My friend Clarrie is currently trying different flavours with her baby Kadi as she did with her son Todd.
A selection of freshly prepared vegetables
Which seem to be going down very well!
My son Bert rustling up a meal in his new home
If children are encouraged to cook and eat well it will invariably stay with them for the rest of their lives and beyond anything else is a wonderful social skill.
This next recipe was always a favourite of mine as a child because of the pineapple. I've always loved a combination of sweet and savoury and adding sweet ingredients to meals is a great way to broaden your children's teatime repertoire.

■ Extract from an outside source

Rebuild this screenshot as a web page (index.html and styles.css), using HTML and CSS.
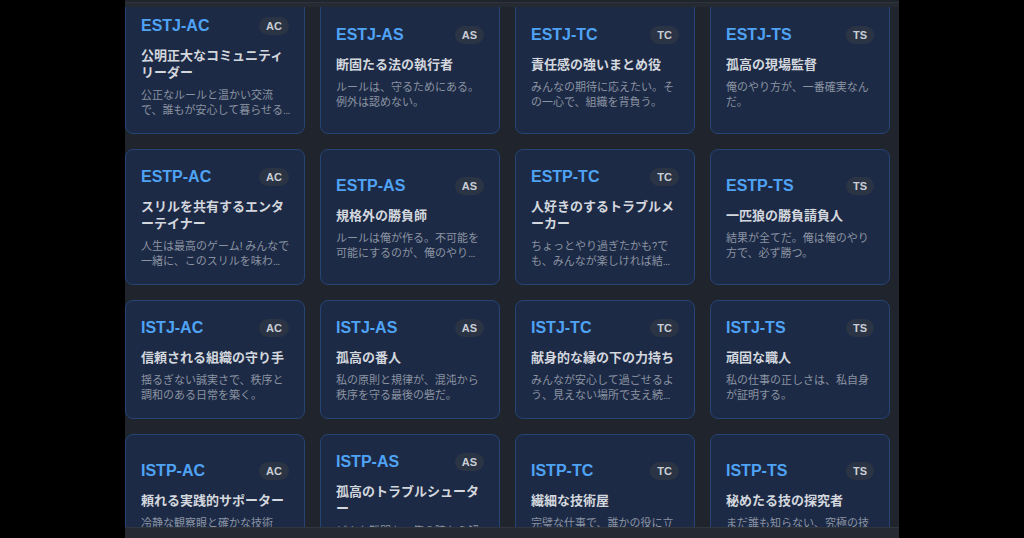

Gammon steak with pineapple
Recipe
1 gammon steak per person
1 can of pineapple rings
Knob of butter
For the adult version I add chilli flakes but it's not a good idea if your children aren't used to spices
Heat butter in a frying pan, add pineapple rings and a little juice, fry until caramelised
Set pineapple aside and in the same pan fry the gammon steaks for 3-4 minutes each side
Remove the steaks, add pineapple juice to the pan and reduce until you have a sticky syrup
Serve gammon steaks and pineapple with homemade chips and peas, pour the sticky sauce over the steaks
'If we wish to provide a beautiful, peaceful safe home for our children, we need healthy expanding roots that go deep into the ground. These roots are our routine, our nurturing, our structure.'
- Natasa Pantovic Nuit.
'Family life was and always will be the foundation of any civilisation.'
- Erin Pizzey.
Remember, life is irreplaceable! Spend time cooking and eating with your children while you can!